Begin SUPPLIED INFORMATION

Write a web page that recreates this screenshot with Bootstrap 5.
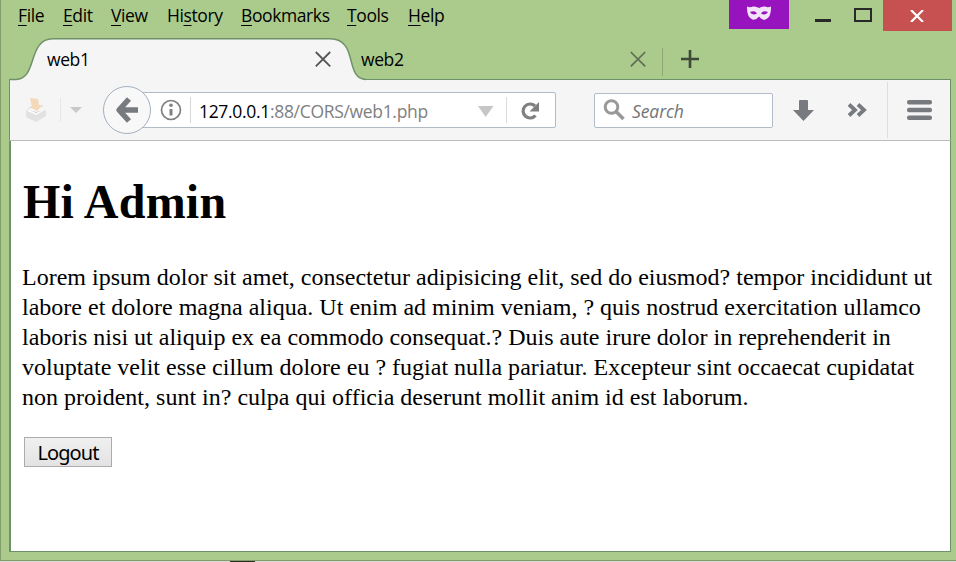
<!DOCTYPE html>
<html lang="en">
<head>
<meta charset="utf-8">
<meta name="viewport" content="width=device-width, initial-scale=1">
<title>web1</title>
<link href="https://cdn.jsdelivr.net/npm/bootstrap@5.3.0/dist/css/bootstrap.min.css" rel="stylesheet">
<style>
body{width:956px;height:562px;overflow:hidden;background:#d9d9d9;font-family:"Open Sans","Noto Sans",sans-serif;font-size:17.5px;line-height:24px;color:#000}
svg{display:block;flex:none}
.win{height:561px;background:#abcb8c;border-left:1px solid #819c69;border-bottom:1px solid #819c69;padding:0 5px 8px 8px}
.titlebar{height:38px}
.menus{display:grid;grid-template-columns:27px 30px 38px 56px 88px 43px 37px;column-gap:18px;padding:3px 0 0 9px;letter-spacing:-.4px}
.menus span{white-space:nowrap}
.menus u{text-underline-offset:3px;text-decoration-thickness:1px}
.mask{width:60px;height:29px;background:#9613be}
.closebtn{width:69px;height:31px;background:#c75050;margin-right:-1px;padding-right:2px}
.tabs{height:41px;letter-spacing:-.4px}
.tab1{width:363px;height:43px;padding:9px 0 0 38px}
.tab2{padding-top:9px;margin-left:-11px}
.tab2 span{width:269px}
.tab2 svg{margin-top:1px}
.tabclose{margin:1px 41px 0 auto}
.tabshape{left:0;top:0;z-index:0}
.chrome{height:62px;background:#f5f5f5;border:1px solid #6f9169;border-bottom:1px solid #bcbcbc}
.page{background:#fff;border:1px solid #6f9169;border-left-width:2px;border-top:0;padding:31px 11px 0 11px;font-family:"Liberation Serif","Times New Roman",serif;color:#000}
.back{width:48px;height:48px;border:1px solid #a3b0bf;background:#f8f8f8;z-index:2}
.url{width:424px;height:36px;margin-left:-19px;border:1px solid #b1bcc8;background:#fff;border-radius:2px}
.addr{color:#7f7f7f;white-space:nowrap;padding:2px 0 0 3px;letter-spacing:-.32px}
.addr b{font-weight:400;color:#000}
.search{width:179px;height:35px;border:1px solid #b1bcc8;background:#fff;border-radius:2px;margin-left:38px}
.hint{font-style:italic;color:#747474;padding-top:2px;letter-spacing:-.1px}
.page h1{font-size:48px;line-height:60px;font-weight:700;margin:0 0 30px 1px;letter-spacing:.25px}
.page p{font-size:24px;line-height:30px;margin:0 0 25px;white-space:nowrap;letter-spacing:.005px}
.logout{width:88px;height:30px;margin-left:2px;border:1px solid #acacac;background:linear-gradient(#f0f0f0,#e3e3e3);font:20px/28px "Noto Sans",sans-serif;letter-spacing:-.95px;color:#000;padding:1px 0 0}
.scrap{left:230px;top:561px;width:25px;height:1px;background:#2b3026}
</style>
<script src="https://cdn.jsdelivr.net/npm/bootstrap@5.3.0/dist/js/bootstrap.bundle.min.js"></script>
</head>
<body>
<div class="win d-flex flex-column">
  <div class="titlebar d-flex align-items-start flex-shrink-0">
    <nav class="menus">
      <span><u>F</u>ile</span><span><u>E</u>dit</span><span><u>V</u>iew</span><span>Hi<u>s</u>tory</span><span><u>B</u>ookmarks</span><span><u>T</u>ools</span><span><u>H</u>elp</span>
    </nav>
    <div class="mask ms-auto d-flex justify-content-center"><svg width="26" height="29" viewBox="0 0 26 29"><path fill="#f3e3f8" fill-rule="evenodd" d="M1 6.500Q4 8 7 6.500Q10 6 13 8Q16 6 19 6.500Q22 8 25 6.500Q25.500 18 19 19.700Q15.500 20 13 16.500Q10.500 20 7 19.700Q.5 18 1 6.500ZM4 12Q6 16 11 13.500Q9 10 4 12ZM22 12Q20 16 15 13.500Q17 10 22 12Z"/></svg></div>
    <svg width="94" height="31" viewBox="0 0 94 31"><path fill="#292929" d="M26 19h16v3H26z"/><path fill="none" stroke="#292929" stroke-width="2" d="M66 9h16v12H66z"/></svg>
    <div class="closebtn d-flex align-items-center justify-content-center"><svg width="14" height="12" viewBox="0 0 14 12"><path stroke="#fff" stroke-width="2.200" d="M1 0l12 12M13 0L1 12"/></svg></div>
  </div>
  <div class="tabs d-flex flex-shrink-0">
    <div class="tab1 position-relative d-flex align-items-start flex-shrink-0">
      <svg class="tabshape position-absolute" width="363" height="43" viewBox="0 0 363 43"><path fill="#f5f5f5" d="M1 43V41.500H7C29 41 18 .8 44 .8H321C350 .8 335 41 357 41.500V43Z"/><path fill="none" stroke="#6f9169" stroke-width="1.500" d="M0 41.500H7C29 41 18 .8 44 .8H321C350 .8 335 41 357 41.500"/></svg>
      <span class="position-relative">web1</span>
      <svg class="tabclose position-relative" width="16" height="23" viewBox="0 0 16 23"><path stroke="#555" stroke-width="1.800" d="M.8 4l14.400 14.400M15.200 4L.8 18.400"/></svg>
    </div>
    <div class="tab2 d-flex align-items-start">
      <span>web2</span>
      <svg width="84" height="28" viewBox="0 0 84 28"><path stroke="#606d54" stroke-width="1.700" d="M.8 4l14.400 14.400M15.200 4L.8 18.400"/><path stroke="#8da873" d="M32.500 0v28"/><path stroke="#3e4836" stroke-width="2.600" d="M51 11h18M60 2v18"/></svg>
    </div>
  </div>
  <div class="chrome d-flex align-items-center flex-shrink-0">
    <svg width="93" height="58" viewBox="0 0 93 58"><path fill="#e2e2e2" d="M16 30l5-5h10l5 5v5l-10 6-10-5z"/><path fill="#fafafa" d="M17 30l5-4h9l4 3-9 5z"/><path fill="#c9c9c9" d="M20 29l6 3 6-3-6 2z"/><path fill="#f4d8ba" d="M20 17l8 1 1 6h4l-6 6-8-4h3z"/><path stroke="#e7e7e7" d="M50.500 17v24"/><path fill="#c9c9c9" d="M60 26h12l-6 6z"/></svg>
    <div class="back rounded-circle d-flex align-items-center justify-content-center flex-shrink-0"><svg width="24" height="26" viewBox="0 0 24 26"><path fill="none" stroke="#777a7e" stroke-width="5.500" stroke-linejoin="round" d="M14 2L4 13l10 11M4 13h19"/></svg></div>
    <div class="url d-flex align-items-center flex-shrink-0">
      <svg width="63" height="34" viewBox="0 0 63 34"><circle cx="38" cy="17" r="9.500" fill="none" stroke="#808080" stroke-width="1.700"/><circle cx="38" cy="12.300" r="1.800" fill="#808080"/><path stroke="#808080" stroke-width="3" d="M38 16v6.500"/><path stroke="#d7d7d7" d="M57.500 4v26"/></svg>
      <span class="addr"><b>127.0.0.1</b>:88/CORS/web1.php</span>
      <svg class="ms-auto" width="77" height="34" viewBox="0 0 77 34"><path fill="#c6c6c6" d="M0 13h15.500L7.700 24z"/><path stroke="#dcdcdc" d="M28.500 4v26"/><path fill="none" stroke="#808080" stroke-width="3.200" d="M57.500 22.500A7 7 0 1 1 57 13"/><path fill="#808080" d="M61 9v9.500h-9.500z"/></svg>
    </div>
    <div class="search d-flex align-items-center flex-shrink-0">
      <svg width="37" height="33" viewBox="0 0 37 33"><circle cx="16.500" cy="13" r="6.300" fill="none" stroke="#999" stroke-width="3"/><path stroke="#999" stroke-width="3.500" d="M21 17.500l7.500 7.500"/></svg>
      <span class="hint">Search</span>
    </div>
    <svg width="168" height="58" viewBox="0 0 168 58"><g fill="#777a7e"><path d="M26 20q0-1 1-1h7q1 0 1 1v9h6L30.500 40 20 29h6z"/><rect x="134" y="19" width="25" height="4.500" rx="2"/><rect x="134" y="26.800" width="25" height="4.500" rx="2"/><rect x="134" y="34.500" width="25" height="4.500" rx="2"/></g><path fill="none" stroke="#777a7e" stroke-width="3.800" d="M76 23.500l6 5.500-6 5.500M85 23.500l6 5.500-6 5.500"/><path stroke="#dedede" d="M114.500 1v56"/></svg>
  </div>
  <main class="page flex-grow-1">
    <h1>Hi Admin</h1>
    <p>Lorem ipsum dolor sit amet, consectetur adipisicing elit, sed do eiusmod? tempor incididunt ut<br>labore et dolore magna aliqua. Ut enim ad minim veniam, ? quis nostrud exercitation ullamco<br>laboris nisi ut aliquip ex ea commodo consequat.? Duis aute irure dolor in reprehenderit in<br>voluptate velit esse cillum dolore eu ? fugiat nulla pariatur. Excepteur sint occaecat cupidatat<br>non proident, sunt in? culpa qui officia deserunt mollit anim id est laborum.</p>
    <button class="logout" type="button">Logout</button>
  </main>
</div>
<div class="scrap position-absolute"></div>
</body>
</html>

End SUPPLIED INFORMATION

> [INSTRUCTIONS FOR THE TASK]
Only the count is wanted: report how many lines of the material above hold the word "page".

> [TASK SOLUTION]
5